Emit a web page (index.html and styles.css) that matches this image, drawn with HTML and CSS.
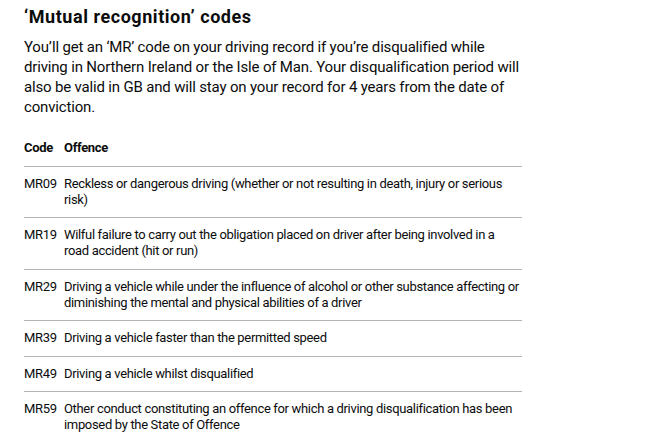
FILE: index.html
```html
<!DOCTYPE html>
<html lang="en">
<head>
<meta charset="utf-8">
<title>Mutual recognition codes</title>
<link rel="stylesheet" href="styles.css">
</head>
<body>
<main class="content">
  <h2 class="heading">‘Mutual recognition’ codes</h2>
  <p class="body">You’ll get an ‘MR’ code on your driving record if you’re disqualified while driving in Northern Ireland or the Isle of Man. Your disqualification period will also be valid in GB and will stay on your record for 4 years from the date of conviction.</p>
  <table class="table">
    <thead>
      <tr>
        <th class="cell code">Code</th>
        <th class="cell offence">Offence</th>
      </tr>
    </thead>
    <tbody>
      <tr><td class="cell code">MR09</td><td class="cell offence">Reckless or dangerous driving (whether or not resulting in death, injury or serious risk)</td></tr>
      <tr><td class="cell code">MR19</td><td class="cell offence">Wilful failure to carry out the obligation placed on driver after being involved in a road accident (hit or run)</td></tr>
      <tr><td class="cell code">MR29</td><td class="cell offence">Driving a vehicle while under the influence of alcohol or other substance affecting or diminishing the mental and physical abilities of a driver</td></tr>
      <tr><td class="cell code">MR39</td><td class="cell offence">Driving a vehicle faster than the permitted speed</td></tr>
      <tr><td class="cell code">MR49</td><td class="cell offence">Driving a vehicle whilst disqualified</td></tr>
      <tr><td class="cell code">MR59</td><td class="cell offence">Other conduct constituting an offence for which a driving disqualification has been imposed by the State of Offence</td></tr>
    </tbody>
  </table>
</main>
</body>
</html>
```
FILE: styles.css
```css
html, body {
  margin: 0;
  padding: 0;
  background: #ffffff;
}

body {
  font-family: Roboto, "Liberation Sans", Arial, sans-serif;
  color: #0b0c0c;
}

.content {
  padding: 7px 0 0 24px;
}

.heading {
  margin: 0;
  font-size: 18px;
  line-height: 20px;
  font-weight: 700;
  letter-spacing: 0.55px;
}

.body {
  margin: 10px 0 14px;
  width: 500px;
  font-size: 15px;
  line-height: 20px;
  letter-spacing: -0.17px;
}

.table {
  width: 498px;
  border-collapse: collapse;
  border-spacing: 0;
  font-size: 13px;
  line-height: 16px;
  letter-spacing: -0.33px;
}

.cell {
  padding: 9px 0 9.5px;
  text-align: left;
  vertical-align: top;
  border-bottom: 1px solid #b1b4b6;
}

th.cell {
  font-weight: 700;
}

.code {
  width: 33px;
  padding-right: 7px;
  white-space: nowrap;
}
```
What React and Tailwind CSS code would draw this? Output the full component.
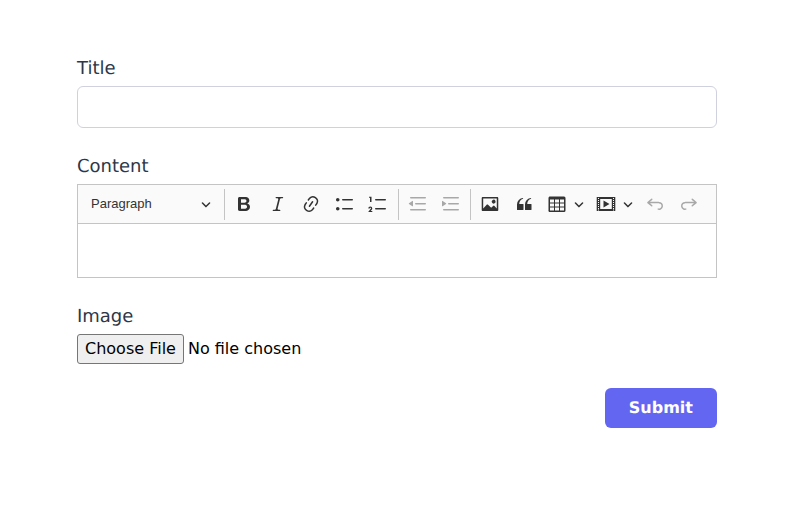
const ICONS = {
  bold: "M10.187 17H5.773c-.637 0-1.092-.138-1.364-.415-.273-.277-.409-.718-.409-1.323V4.738c0-.617.14-1.062.419-1.332.279-.27.73-.406 1.354-.406h4.68c.69 0 1.288.041 1.793.124.506.083.96.242 1.36.478.341.197.644.447.906.75a3.262 3.262 0 0 1 .808 2.162c0 1.401-.722 2.426-2.167 3.075C15.05 10.175 16 11.315 16 13.01a3.756 3.756 0 0 1-2.296 3.504 6.1 6.1 0 0 1-1.517.377c-.571.073-1.238.11-2 .11zm-.217-6.217H7v4.087h3.069c1.977 0 2.965-.69 2.965-2.072 0-.707-.256-1.22-.768-1.537-.512-.319-1.277-.478-2.296-.478zM7 5.13v3.619h2.606c.729 0 1.292-.067 1.69-.2a1.6 1.6 0 0 0 .91-.765c.165-.267.247-.566.247-.897 0-.707-.26-1.176-.778-1.409-.519-.232-1.31-.348-2.375-.348H7z",
  italic: "m9.586 14.633.021.004c-.036.335.095.655.393.962.082.083.173.15.274.201h1.474a.6.6 0 1 1 0 1.2H5.304a.6.6 0 0 1 0-1.2h1.15c.474-.07.809-.182 1.005-.334.157-.122.291-.32.404-.597l2.416-9.55a1.053 1.053 0 0 0-.281-.823 1.12 1.12 0 0 0-.442-.296H8.15a.6.6 0 0 1 0-1.2h6.443a.6.6 0 1 1 0 1.2h-1.195c-.376.056-.65.155-.823.296-.215.175-.423.439-.623.79l-2.366 9.347z",
  link: "m11.077 15 .991-1.416a.75.75 0 1 1 1.229.86l-1.148 1.64a.748.748 0 0 1-.217.206 5.251 5.251 0 0 1-8.503-5.955.741.741 0 0 1 .12-.274l1.147-1.639a.75.75 0 1 1 1.228.86L4.933 10.7l.006.003a3.75 3.75 0 0 0 6.132 4.294l.006.004zm5.494-5.335a.748.748 0 0 1-.12.274l-1.147 1.639a.75.75 0 1 1-1.228-.86l.86-1.23a3.75 3.75 0 0 0-6.144-4.301l-.86 1.229a.75.75 0 0 1-1.229-.86l1.148-1.64a.748.748 0 0 1 .217-.206 5.251 5.251 0 0 1 8.503 5.955zm-4.563-2.532a.75.75 0 0 1 .184 1.045l-3.155 4.505a.75.75 0 1 1-1.229-.86l3.155-4.506a.75.75 0 0 1 1.045-.184z",
  bullet: "M7 5.75c0 .414.336.75.75.75h9.5a.75.75 0 1 0 0-1.5h-9.5a.75.75 0 0 0-.75.75zm-6 0C1 4.784 1.777 4 2.75 4c.966 0 1.75.777 1.75 1.75 0 .966-.777 1.75-1.75 1.75C1.784 7.5 1 6.723 1 5.75zm6 9c0 .414.336.75.75.75h9.5a.75.75 0 1 0 0-1.5h-9.5a.75.75 0 0 0-.75.75zm-6 0c0-.966.777-1.75 1.75-1.75.966 0 1.75.777 1.75 1.75 0 .966-.777 1.75-1.75 1.75-.966 0-1.75-.777-1.75-1.75z",
  numbered: "M7 5.75c0 .414.336.75.75.75h9.5a.75.75 0 1 0 0-1.5h-9.5a.75.75 0 0 0-.75.75zM3.5 3v5H2V3.7H1v-1h2.5V3zM.343 17.857l2.59-3.257H2.92a.6.6 0 1 0-1.04 0H.302a2 2 0 1 1 3.995 0h-.001c-.048.405-.16.734-.333.988-.175.254-.59.692-1.244 1.312H4.3v1h-4l.043-.043zM7 14.75a.75.75 0 0 1 .75-.75h9.5a.75.75 0 1 1 0 1.5h-9.5a.75.75 0 0 1-.75-.75z",
  outdent: "M2 3.75c0 .414.336.75.75.75h14.5a.75.75 0 1 0 0-1.5H2.75a.75.75 0 0 0-.75.75zm5 6c0 .414.336.75.75.75h9.5a.75.75 0 1 0 0-1.5h-9.5a.75.75 0 0 0-.75.75zM2.75 16.5h14.5a.75.75 0 1 0 0-1.5H2.75a.75.75 0 1 0 0 1.5zm1.618-9.55L.98 9.358a.4.4 0 0 0 .013.661l3.39 2.207A.4.4 0 0 0 5 11.892V7.275a.4.4 0 0 0-.632-.326z",
  indent: "M2 3.75c0 .414.336.75.75.75h14.5a.75.75 0 1 0 0-1.5H2.75a.75.75 0 0 0-.75.75zm5 6c0 .414.336.75.75.75h9.5a.75.75 0 1 0 0-1.5h-9.5a.75.75 0 0 0-.75.75zM2.75 16.5h14.5a.75.75 0 1 0 0-1.5H2.75a.75.75 0 1 0 0 1.5zM1.632 6.95 5.02 9.358a.4.4 0 0 1-.013.661l-3.39 2.207A.4.4 0 0 1 1 11.892V7.275a.4.4 0 0 1 .632-.326z",
  image: "M6.91 10.54c.26-.23.64-.21.88.03l3.36 3.14 2.23-2.06a.64.64 0 0 1 .87 0l2.52 2.97V4.5H3.2v10.12l3.71-4.08zm10.27-7.51c.6 0 1.09.47 1.09 1.05v11.84c0 .59-.49 1.06-1.09 1.06H2.79c-.6 0-1.09-.47-1.09-1.06V4.08c0-.58.49-1.05 1.1-1.05h14.38zm-5.22 5.56a1.96 1.96 0 1 1 3.4-1.96 1.96 1.96 0 0 1-3.4 1.96z",
  quote: "M3 10.423a6.5 6.5 0 0 1 6.056-6.408l.038.67C6.448 5.423 5.354 7.663 5.22 10H9c.552 0 .5.432.5.986v4.511c0 .554-.448.503-1 .503h-5c-.552 0-.5-.449-.5-1.003v-4.574zm8 0a6.5 6.5 0 0 1 6.056-6.408l.038.67c-2.646.739-3.74 2.979-3.873 5.315H17c.552 0 .5.432.5.986v4.511c0 .554-.448.503-1 .503h-5c-.552 0-.5-.449-.5-1.003v-4.574z",
  table: "M3 5.5v3h4v-3H3zm0 4v3h4v-3H3zm0 4v3h4v-3H3zm5 3h4v-3H8v3zm5 0h4v-3h-4v3zm4-4v-3h-4v3h4zm0-4v-3h-4v3h4zm1.5 8a1.5 1.5 0 0 1-1.5 1.5H3A1.5 1.5 0 0 1 1.5 16V4c0-.833.667-1.5 1.5-1.5h14A1.5 1.5 0 0 1 18.5 4v12zM8 8.5h4v-3H8v3zm0 4h4v-3H8v3z",
  media: "M1.3 3h17.4c.6 0 .6 0 .6.6v12.8c0 .6 0 .6-.6.6H1.3c-.6 0-.6 0-.6-.6V3.6c0-.6 0-.6.6-.6zM4.2 5v10h11.6V5H4.2zM2 4v1h1V4H2zm0 2v1h1V6H2zm0 2v1h1V8H2zm0 2v1h1v-1H2zm0 2v1h1v-1H2zm0 2v1h1v-1H2zm0 1.5v1h1v-1H2zM17 4v1h1V4h-1zm0 2v1h1V6h-1zm0 2v1h1V8h-1zm0 2v1h1v-1h-1zm0 2v1h1v-1h-1zm0 2v1h1v-1h-1zm0 1.5v1h1v-1h-1zM7.5 6.6v6.8l6-3.4-6-3.4z",
  undo: "m5.042 9.367 2.189 1.837a.75.75 0 0 1-.965 1.149l-3.788-3.18a.747.747 0 0 1-.21-.284.75.75 0 0 1 .17-.945L6.23 4.762a.75.75 0 1 1 .964 1.15L4.863 7.866h8.917A.75.75 0 0 1 14 7.9a4 4 0 1 1-1.477 7.718l.344-1.489a2.5 2.5 0 1 0 1.094-4.73l.008-.032H5.042z",
  redo: "m14.958 9.367-2.189 1.837a.75.75 0 0 0 .965 1.149l3.788-3.18a.747.747 0 0 0 .21-.284.75.75 0 0 0-.17-.945L13.77 4.762a.75.75 0 1 0-.964 1.15l2.331 1.955H6.22A.75.75 0 0 0 6 7.9a4 4 0 1 0 1.477 7.718l-.344-1.489A2.5 2.5 0 1 1 6.039 9.4l-.008-.032h8.927z",
};

function Icon({ name, off }) {
  return (
    <svg viewBox="0 0 20 20" className={`w-5 h-5 ${off ? "text-[#a8a8a8]" : "text-[#333333]"}`} fill="currentColor" fillRule="evenodd">
      <path d={ICONS[name]} />
    </svg>
  );
}

function Arrow() {
  return (
    <svg viewBox="0 0 10 10" className="w-[10px] h-[10px] text-[#333333]" fill="currentColor">
      <path d="M.941 4.523a.75.75 0 1 1 1.06-1.06l3.006 3.005 3.005-3.005a.75.75 0 1 1 1.06 1.06l-3.549 3.55a.75.75 0 0 1-1.168-.136L.941 4.523z" />
    </svg>
  );
}

function Btn({ name, off }) {
  return (
    <div className="w-[33.5px] h-[30px] flex items-center justify-center">
      <Icon name={name} off={off} />
    </div>
  );
}

function SplitBtn({ name }) {
  return (
    <div className="h-[30px] flex items-center w-[49px]">
      <div className="w-[33px] flex justify-center"><Icon name={name} /></div>
      <div className="w-[10px] ml-[1px]"><Arrow /></div>
    </div>
  );
}

function Sep({ left }) {
  return <div className={`w-px h-[31px] bg-[#c4c4c4] mr-[2.25px] ${left}`} />;
}

const labelCls = "block text-lg leading-7 text-[#2d3748] [text-rendering:geometricPrecision]";

export default function App() {
  return (
    <div className="min-h-[512px] bg-white font-['DejaVu_Sans',sans-serif] pt-[55px]">
      <form className="w-[640px] ml-[77px]">
        <label className={`${labelCls} mb-[3px]`}>Title</label>
        <input type="text" className="block w-full h-[42px] border border-[#d0d1de] rounded-md bg-white" />

        <label className={`${labelCls} mt-[25px] mb-[3px]`}>Content</label>
        <div className="border border-[#c4c4c4] h-[94px] flex flex-col">
          <div className="h-[39px] shrink-0 bg-[#fafafa] border-b border-[#c4c4c4] flex items-center font-['Liberation_Sans',sans-serif]">
            <div className="w-[146px] flex items-center justify-between pl-[13px] pr-[13px] h-[30px] text-[13px] text-[#333333]">
              <span>Paragraph</span>
              <Arrow />
            </div>
            <Sep left="ml-0" />
            <Btn name="bold" />
            <Btn name="italic" />
            <Btn name="link" />
            <Btn name="bullet" />
            <Btn name="numbered" />
            <Sep left="ml-[3px]" />
            <Btn name="outdent" off />
            <Btn name="indent" off />
            <Sep left="ml-[2px]" />
            <Btn name="image" />
            <Btn name="quote" />
            <SplitBtn name="table" />
            <SplitBtn name="media" />
            <Btn name="undo" off />
            <Btn name="redo" off />
          </div>
          <div className="flex-1 bg-white" />
        </div>

        <label className={`${labelCls} mt-[25px] mb-[3px]`}>Image</label>
        <input
          type="file"
          className="block text-base text-black file:h-[30px] file:px-[7px] file:mr-[4px] file:bg-[#efefef] file:border file:border-solid file:border-[#767676] file:rounded-[3px] file:text-black"
        />

        <div className="flex justify-end mt-[24px]">
          <button type="button" className="h-10 px-6 rounded-md bg-[#6366f1] text-white font-bold text-base [text-rendering:geometricPrecision]">
            Submit
          </button>
        </div>
      </form>
    </div>
  );
}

* STATED EXERCISE
In the entries above, locate every line with the word "this" and copy it.

* RESULT OF THE EXERCISE
Emit a web page (index.html and styles.css) that matches this image, drawn with HTML and CSS.
What React and Tailwind CSS code would draw this? Output the full component.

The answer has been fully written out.